··· The records

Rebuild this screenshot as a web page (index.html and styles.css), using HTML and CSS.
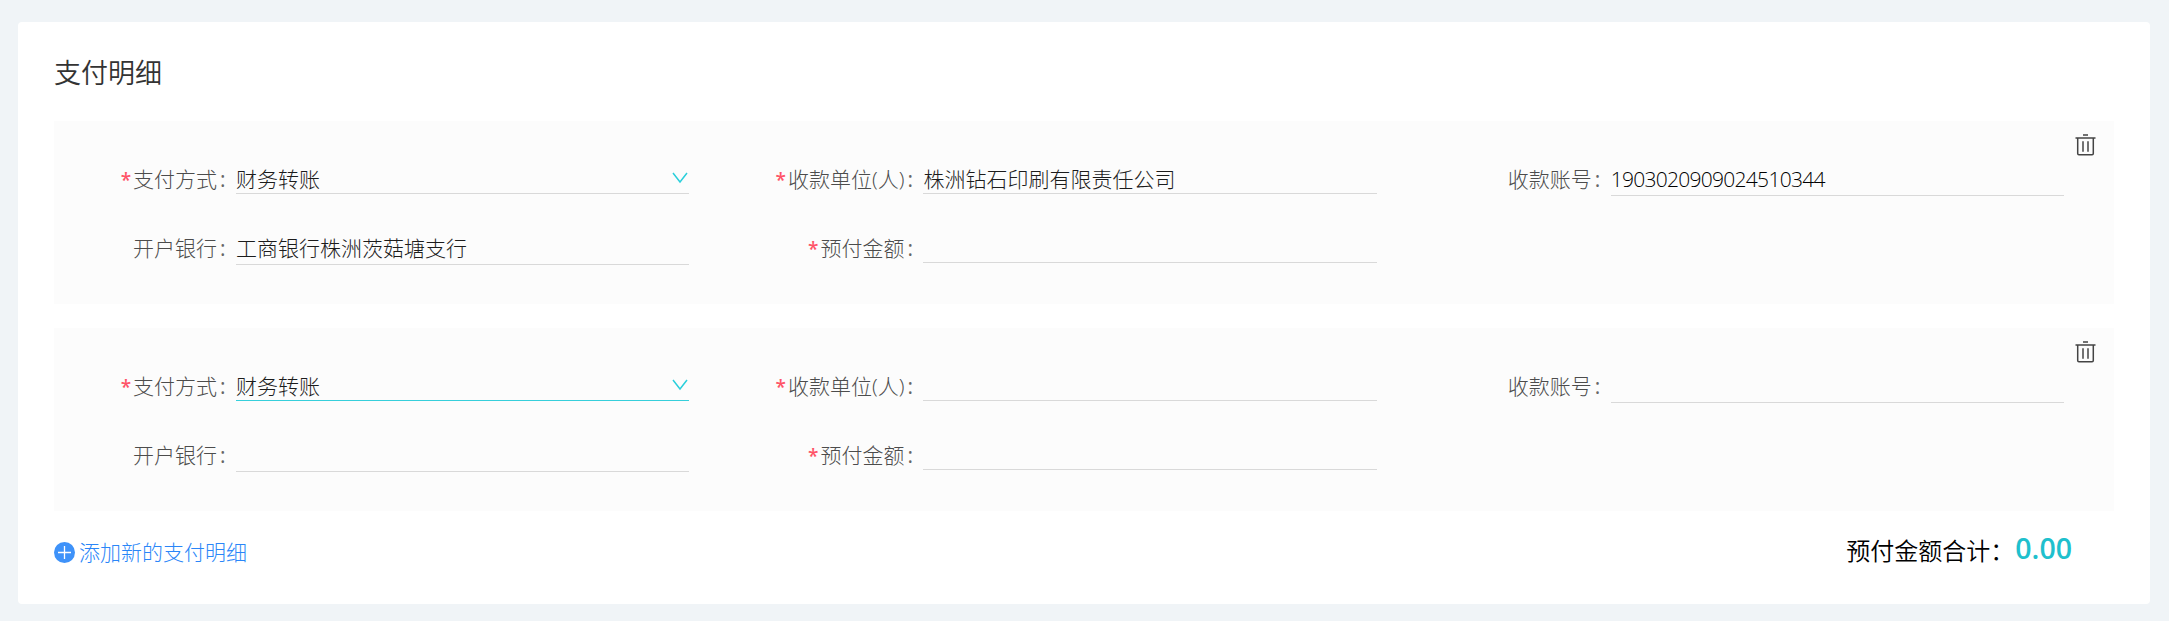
FILE: index.html
```
<!DOCTYPE html>
<html lang="zh-CN">
<head>
<meta charset="utf-8">
<title>支付明细</title>
<link rel="stylesheet" href="styles.css">
</head>
<body>
<svg class="sprite" aria-hidden="true">
  <symbol id="trash" viewBox="0 0 21 22">
    <path d="M8 1.1h5M.5 4h20M2.7 4v15.6q0 1.2 1.2 1.2h13.2q1.2 0 1.2-1.2V4M8 7.2v10.6M13 7.2v10.6" fill="none" stroke="currentColor" stroke-width="1.5"/>
  </symbol>
  <symbol id="chevron" viewBox="0 0 16 12">
    <path d="M1 1l7 9 7-9" fill="none" stroke="currentColor" stroke-width="1.5"/>
  </symbol>
</svg>
<main class="card">
  <h1 class="title">支付明细</h1>

  <section class="panel">
    <svg class="delete"><use href="#trash"/></svg>
    <div class="field">
      <label class="label required">支付方式</label>
      <div class="control select">财务转账<svg class="chevron"><use href="#chevron"/></svg></div>
    </div>
    <div class="field">
      <label class="label required">收款单位(人)</label>
      <div class="control">株洲钻石印刷有限责任公司</div>
    </div>
    <div class="field">
      <label class="label">收款账号</label>
      <div class="control tall number">1903020909024510344</div>
    </div>
    <div class="field">
      <label class="label">开户银行</label>
      <div class="control tall">工商银行株洲茨菇塘支行</div>
    </div>
    <div class="field">
      <label class="label required">预付金额</label>
      <div class="control"></div>
    </div>
  </section>

  <section class="panel">
    <svg class="delete"><use href="#trash"/></svg>
    <div class="field">
      <label class="label required">支付方式</label>
      <div class="control select active">财务转账<svg class="chevron"><use href="#chevron"/></svg></div>
    </div>
    <div class="field">
      <label class="label required">收款单位(人)</label>
      <div class="control"></div>
    </div>
    <div class="field">
      <label class="label">收款账号</label>
      <div class="control tall"></div>
    </div>
    <div class="field">
      <label class="label">开户银行</label>
      <div class="control tall"></div>
    </div>
    <div class="field">
      <label class="label required">预付金额</label>
      <div class="control"></div>
    </div>
  </section>

  <footer class="footer">
    <a class="add">
      <svg class="plus" viewBox="0 0 21 21"><circle cx="10.5" cy="10.5" r="10.5" fill="currentColor"/><path d="M4 10.5h13M10.5 4v13" stroke="#fff" stroke-width="1.3"/></svg>
      <span>添加新的支付明细</span>
    </a>
    <div class="total"><span>预付金额合计：</span><strong class="amount">0.00</strong></div>
  </footer>
</main>
</body>
</html>
```
FILE: styles.css
```
* { box-sizing: border-box; }

body {
  margin: 0;
  padding: 22px 19px 17px 18px;
  background: #f0f4f7;
  font-family: "Open Sans", "Noto Sans CJK SC", sans-serif;
  font-weight: 300;
  font-size: 21px;
  color: #1c1c1c;
}

.sprite { display: none; }

.card {
  height: 582px;
  padding: 31px 36px 0;
  background: #fff;
  border-radius: 4px;
}

.title {
  margin: 0 0 28px;
  font-size: 27px;
  line-height: 40px;
  font-weight: 350;
  color: #333;
}

.panel {
  position: relative;
  display: grid;
  grid-template-columns: repeat(3, 687.4px);
  grid-auto-rows: 69px;
  height: 183px;
  margin-bottom: 24px;
  padding-top: 39px;
  background: #fcfcfc;
}

.delete {
  position: absolute;
  top: 13px;
  right: 18px;
  width: 21px;
  height: 22px;
  color: #444;
}

.field {
  display: flex;
  align-items: flex-start;
  line-height: 38px;
  white-space: nowrap;
}

.label {
  width: 182px;
  padding-right: 10.4px;
  text-align: right;
  color: #4c4c4c;
}

.label::after {
  content: ":";
  margin-left: 3px;
  font-weight: 400;
  color: #666;
}

.required::before {
  content: "*";
  margin-right: 2px;
  font-weight: 600;
  font-size: 19px;
  color: #ff5468;
}

.control {
  width: 453.3px;
  height: 34px;
  border-bottom: 1px solid #d9d9d9;
}

.tall { height: 36px; }

.number {
  font-weight: 350;
  letter-spacing: -0.73px;
  color: #000;
}

.select {
  display: flex;
  justify-content: space-between;
}

.active { border-color: #36cfdb; }

.chevron {
  width: 16px;
  height: 12px;
  margin: 12px 1.3px 0 0;
  color: #2acfdb;
}

.footer {
  display: flex;
  justify-content: space-between;
  padding-right: 42px;
  line-height: 40px;
}

.add {
  display: flex;
  align-items: center;
  gap: 4px;
  height: 35px;
  color: #2a86f8;
}

.add span { line-height: 38px; margin-top: -1px; }

.plus {
  width: 21px;
  height: 21px;
  color: #3e92f9;
}

.total {
  display: flex;
  height: 32px;
  align-items: center;
  font-size: 24px;
  font-weight: 350;
  color: #000;
}

.amount {
  margin: -7px 0 0 1px;
  font-size: 28.5px;
  font-weight: 600;
  color: #1fc0cd;
}
```
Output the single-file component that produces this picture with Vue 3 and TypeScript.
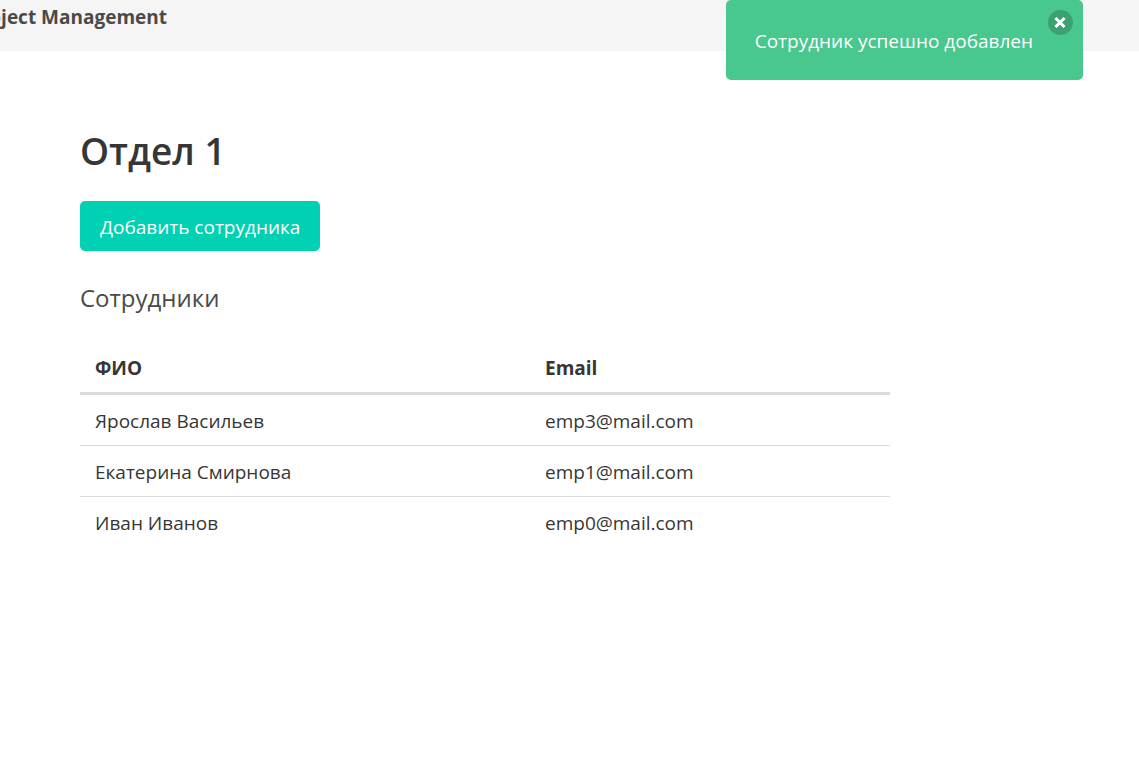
<script setup lang="ts">
import { ref } from 'vue'

interface Employee {
  name: string
  email: string
}

const employees: Employee[] = [
  { name: 'Ярослав Васильев', email: 'emp3@mail.com' },
  { name: 'Екатерина Смирнова', email: 'emp1@mail.com' },
  { name: 'Иван Иванов', email: 'emp0@mail.com' },
]

const notice = ref(true)
</script>

<template>
  <div class="page">
    <header class="topbar">
      <div class="brand">Project Management</div>
    </header>

    <div v-if="notice" class="notification" role="status">
      <span>Сотрудник успешно добавлен</span>
      <button class="close" type="button" aria-label="Закрыть" @click="notice = false">
        <svg viewBox="0 0 25 25" aria-hidden="true">
          <path d="M7.5 8 L16.5 17 M16.5 8 L7.5 17" />
        </svg>
      </button>
    </div>

    <main class="content">
      <h1>Отдел 1</h1>
      <button class="add" type="button">Добавить сотрудника</button>
      <h2>Сотрудники</h2>
      <table>
        <thead>
          <tr>
            <th scope="col">ФИО</th>
            <th scope="col">Email</th>
          </tr>
        </thead>
        <tbody>
          <tr v-for="employee in employees" :key="employee.email">
            <td>{{ employee.name }}</td>
            <td>{{ employee.email }}</td>
          </tr>
        </tbody>
      </table>
    </main>
  </div>
</template>

<style>
body {
  background: #fff;
}
</style>

<style scoped>
.page {
  position: relative;
  overflow: hidden;
  color: #363636;
  font-family: "Segoe UI", "Open Sans", "Noto Sans", sans-serif;
  font-size: 19px;
  line-height: 30px;
}

.topbar {
  padding: 2px 0 19px;
  background: #f5f5f5;
}

.brand {
  display: flex;
  justify-content: flex-end;
  width: 167px;
  color: #4a4a4a;
  font-weight: 700;
  white-space: nowrap;
}

.notification {
  position: absolute;
  top: 0;
  right: 56px;
  padding: 26px 50px 24px 29px;
  border-radius: 5px;
  background: #48c78e;
  color: #fff;
}

.close {
  position: absolute;
  top: 10px;
  right: 10px;
  width: 25px;
  height: 25px;
  padding: 0;
  border: 0;
  border-radius: 50%;
  background: rgba(10, 10, 10, 0.2);
  cursor: pointer;
}

.close svg {
  display: block;
  fill: none;
  stroke: #fff;
  stroke-width: 3;
}

.content {
  margin: 75px 249px 0 80px;
}

h1 {
  margin: 0 0 25px;
  font-size: 37px;
  font-weight: 600;
  line-height: 50px;
}

.add {
  display: block;
  height: 50px;
  padding: 1px 20px 0;
  border: 0;
  border-radius: 5px;
  background: #00d1b2;
  color: #fff;
  font: inherit;
  cursor: pointer;
}

h2 {
  margin: 31px 0 28px;
  color: #4a4a4a;
  font-size: 24px;
  font-weight: 400;
  line-height: 32px;
}

table {
  width: 100%;
  border-collapse: collapse;
  table-layout: fixed;
}

th,
td {
  padding: 11px 15px 9px;
  border-bottom: 1px solid #dbdbdb;
  text-align: left;
}

th {
  border-bottom-width: 3px;
  font-weight: 700;
}

th:first-child {
  width: 420px;
}

tbody tr:last-child td {
  border-bottom: 0;
}
</style>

······

### Short task:
Say how many lines in the entries contain the string "styles", and say nothing else.

### Answer to the problem:
3